Google launched its Chinese-language search engine, Google.cn, in January 2006. The only precondition to operating in China was that the company had to acquiesce to certain censorship demands from the one-party government. When defending their controversial rationale for operating in the socialist republic, Google said "…that the benefits of increased access to information for people in China, and a more open Internet outweighed our discomfort in agreeing to censor some results."
Nevertheless, Google has still been widely criticized for this voluntary censorship of search results of topics, such as the Tiananmen Square protests of 1989, movements for Tibetan and Taiwan independence, and the Falun Gong religious movement along with other information considered harmful to the Chinese government. Some feel it goes against and is hypocritical of Google's informal motto, "Don't be evil".

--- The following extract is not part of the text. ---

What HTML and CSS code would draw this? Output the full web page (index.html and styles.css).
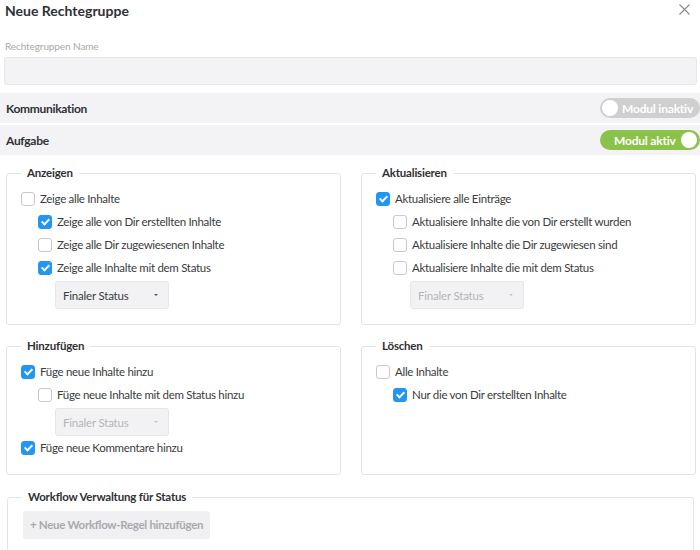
FILE: index.html
```html
<!DOCTYPE html>
<html lang="de">

<head>
    <meta charset="UTF-8">
    <meta name="viewport" content="width=device-width, initial-scale=1.0">
    <title>Neue Rechtegruppe</title>
    <link rel="stylesheet" href="styles.css">
</head>

<body>
    <div class="modal">
        <!-- Kopf -->
        <div class="modal_head">
            <h1 class="modal_title">Neue Rechtegruppe</h1>
            <span class="close_btn">
                <svg width="11" height="11" viewBox="0 0 11 11">
                    <path d="M0.5 0.5 L10.5 10.5 M10.5 0.5 L0.5 10.5" stroke="#8a8a8a" stroke-width="1.1" fill="none" />
                </svg>
            </span>
        </div>

        <div class="name_field">
            <div class="field_label">Rechtegruppen Name</div>
            <div class="text_input"></div>
        </div>

        <!-- Module -->
        <div class="module_row">
            <span class="module_name">Kommunikation</span>
            <span class="toggle toggle_off"><span class="knob"></span>Modul inaktiv</span>
        </div>
        <div class="module_row">
            <span class="module_name">Aufgabe</span>
            <span class="toggle toggle_on">Modul aktiv<span class="knob"></span></span>
        </div>

        <!-- Rechte -->
        <div class="perm_grid">
            <fieldset class="perm_box">
                <legend>Anzeigen</legend>
                <div class="check_row"><span class="check"></span>Zeige alle Inhalte</div>
                <div class="sub">
                    <div class="check_row"><span class="check checked"></span>Zeige alle von Dir erstellten Inhalte</div>
                    <div class="check_row"><span class="check"></span>Zeige alle Dir zugewiesenen Inhalte</div>
                    <div class="check_row"><span class="check checked"></span>Zeige alle Inhalte mit dem Status</div>
                    <div class="sub">
                        <div class="status_select">Finaler Status<span class="caret"></span></div>
                    </div>
                </div>
            </fieldset>

            <fieldset class="perm_box">
                <legend>Aktualisieren</legend>
                <div class="check_row"><span class="check checked"></span>Aktualisiere alle Einträge</div>
                <div class="sub">
                    <div class="check_row"><span class="check"></span>Aktualisiere Inhalte die von Dir erstellt wurden</div>
                    <div class="check_row"><span class="check"></span>Aktualisiere Inhalte die Dir zugewiesen sind</div>
                    <div class="check_row"><span class="check"></span>Aktualisiere Inhalte die mit dem Status</div>
                    <div class="sub">
                        <div class="status_select disabled">Finaler Status<span class="caret"></span></div>
                    </div>
                </div>
            </fieldset>

            <fieldset class="perm_box">
                <legend>Hinzufügen</legend>
                <div class="check_row"><span class="check checked"></span>Füge neue Inhalte hinzu</div>
                <div class="sub">
                    <div class="check_row"><span class="check"></span>Füge neue Inhalte mit dem Status hinzu</div>
                    <div class="sub">
                        <div class="status_select disabled">Finaler Status<span class="caret"></span></div>
                    </div>
                </div>
                <div class="check_row"><span class="check checked"></span>Füge neue Kommentare hinzu</div>
            </fieldset>

            <fieldset class="perm_box">
                <legend>Löschen</legend>
                <div class="check_row"><span class="check"></span>Alle Inhalte</div>
                <div class="sub">
                    <div class="check_row"><span class="check checked"></span>Nur die von Dir erstellten Inhalte</div>
                </div>
            </fieldset>
        </div>

        <fieldset class="perm_box workflow_box">
            <legend>Workflow Verwaltung für Status</legend>
            <div class="add_rule_btn">+ Neue Workflow-Regel hinzufügen</div>
        </fieldset>
    </div>
</body>

</html>
```
FILE: styles.css
```css
body {
    margin: 0;
    background-color: #fff;
    font-family: "Lato", "Liberation Sans", sans-serif;
    color: #333;
}

.modal {
    width: 700px;
}

/* Kopf */
.modal_head {
    display: flex;
    justify-content: space-between;
    align-items: center;
    height: 20px;
    padding: 0 10px 0 5px;
}

.modal_title {
    margin: 0;
    font-size: 14px;
    font-weight: bold;
    color: #2f3135;
}

.close_btn {
    display: flex;
    margin-top: -1px;
}

/* Name */
.name_field {
    padding: 20px 3px 0 4px;
    margin-bottom: 8px;
}

.field_label {
    font-size: 10px;
    color: #a9a9a9;
    padding-left: 1px;
    margin-bottom: 5px;
    letter-spacing: -0.1px;
}

.text_input {
    height: 26px;
    background-color: #f3f3f5;
    border: 1px solid #e6e6e8;
    border-radius: 3px;
}

/* Module */
.module_row {
    display: flex;
    justify-content: space-between;
    align-items: center;
    height: 30px;
    padding-left: 6px;
    background-color: #f3f3f5;
    margin-bottom: 2px;
}

.module_name {
    font-size: 12px;
    font-weight: bold;
    color: #2f3135;
    letter-spacing: -0.3px;
}

.toggle {
    display: flex;
    align-items: center;
    width: 100px;
    height: 20px;
    box-sizing: border-box;
    border-radius: 10px;
    color: #fff;
    font-size: 12px;
    font-weight: bold;
    letter-spacing: -0.2px;
}

.toggle .knob {
    width: 16px;
    height: 16px;
    border-radius: 50%;
    background-color: #fff;
}

.toggle_off {
    background-color: #cfcfcf;
    padding-left: 2px;
}

.toggle_off .knob {
    margin-right: 4px;
}

.toggle_on {
    background-color: #8bc34a;
    padding-left: 14px;
    justify-content: space-between;
    padding-right: 3px;
}

/* Rechte */
.perm_grid {
    display: grid;
    grid-template-columns: 335px 335px;
    column-gap: 20px;
    row-gap: 13px;
    padding: 8px 5px 0 6px;
}

.perm_box {
    margin: 0;
    padding: 6px 14px 15px 14px;
    border: 1px solid #e4e4e6;
    border-radius: 3px;
    min-width: 0;
}

.perm_box legend {
    padding: 0 6px;
    font-size: 11.5px;
    font-weight: bold;
    color: #2f3135;
    line-height: 16px;
    letter-spacing: -0.2px;
}

.sub {
    padding-left: 17px;
}

.check_row {
    display: flex;
    align-items: center;
    height: 23px;
    font-size: 11.5px;
    color: #3a3c40;
    letter-spacing: -0.3px;
}

.check {
    width: 12px;
    height: 12px;
    border: 1px solid #c9c9cc;
    border-radius: 3px;
    margin-right: 5px;
    background-color: #fff;
    flex-shrink: 0;
    display: flex;
    align-items: center;
    justify-content: center;
}

.check.checked {
    background-color: #2196f3;
    border-color: #2196f3;
}

.check.checked::after {
    content: "";
    width: 3px;
    height: 6px;
    border-right: 2px solid #fff;
    border-bottom: 2px solid #fff;
    transform: rotate(45deg);
    margin-top: -2px;
}

.status_select {
    display: flex;
    justify-content: space-between;
    align-items: center;
    width: 114px;
    height: 28px;
    box-sizing: border-box;
    margin-top: 2px;
    padding: 0 10px 0 7px;
    background-color: #f2f2f4;
    border: 1px solid #e6e6e8;
    border-radius: 3px;
    font-size: 11.5px;
    color: #3a3c40;
    letter-spacing: -0.2px;
}

.status_select .caret {
    width: 0;
    height: 0;
    border-left: 2px solid transparent;
    border-right: 2px solid transparent;
    border-top: 2px solid #555;
}

.status_select.disabled {
    color: #b5b5b8;
}

.status_select.disabled .caret {
    border-top-color: #c5c5c8;
}

.workflow_box {
    margin: 14px 6px 0 7px;
    padding-top: 6px;
    padding-bottom: 20px;
}

.add_rule_btn {
    display: inline-block;
    margin-left: 1px;
    padding: 0 7px;
    height: 28px;
    line-height: 28px;
    background-color: #f0f0f2;
    border-radius: 3px;
    font-size: 11.5px;
    font-weight: bold;
    color: #a9a9ad;
    letter-spacing: -0.3px;
}
```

In response, a spokesperson for the Chinese Consulate in New York City, Wenqi Gao, said in a phone interview to The New York Times, “I want to reaffirm that China is committed to protecting the legitimate rights and interests of foreign companies in our country.”
In contrast, Sharon Hom, the executive director of Human Rights in China said, "It's a wakeup call for the international community about the risks of doing business in China. The tendency has been for companies to keep their eye just on the benefits of doing business. But the risks are real—The risks are to our intellectual property. The risks are to our values."
Analysts noted that this move has the potential to financially hurt Google, which has a somewhat limited share of the Internet search market in China, which is dominated by the Chinese-based Google-like website Baidu. Google's shares fell just under two percent after hours to US$579.50. Meanwhile, Baidu shares rose five percent to US$406.
Harvard Business School professor David Yoffie said, "The consequences of not playing the China market could be very big for any company, but particularly for an Internet company that makes its money from advertising."
"It will hurt their profits. They get eight to ten percent of their revenues from China," said Trip Chowdhry, an analyst for Global Equities Research. "If they walk, they will eventually be invited back into China, because the Chinese people will request that. Openness always wins, but it will take some time."
Tim Ghriskey, the chief investment officer for Solaris Asset Management said, "Clearly not good news for Google and clearly not good news for consumers. You've got to think that eventually Google figures out a way to deal with this. If they do have to shut down their Chinese operations, that they would be able to reinstate them. Hopefully soon. I can't imagine that this would be permanent." He added, "China is a great growth engine for every business. It is a great opportunity for Google as well."
In response to all that has happened and what has been said, Drummond explains that this has "led us to conclude that we should review the feasibility of our business operations in China."
He goes on to state, "We have decided we are no longer willing to continue censoring our results on Google.cn, and so over the next few weeks we will be discussing with the Chinese government the basis on which we could operate an unfiltered search engine within the law, if at all. We recognize that this may well mean having to shut down Google.cn, and potentially our offices in China."
Drummond concludes his statement by trying to assuage the situation the best he can, "The decision to review our business operations in China has been incredibly hard, and we know that it will have potentially far-reaching consequences…We are committed to working responsibly to resolve the very difficult issues raised."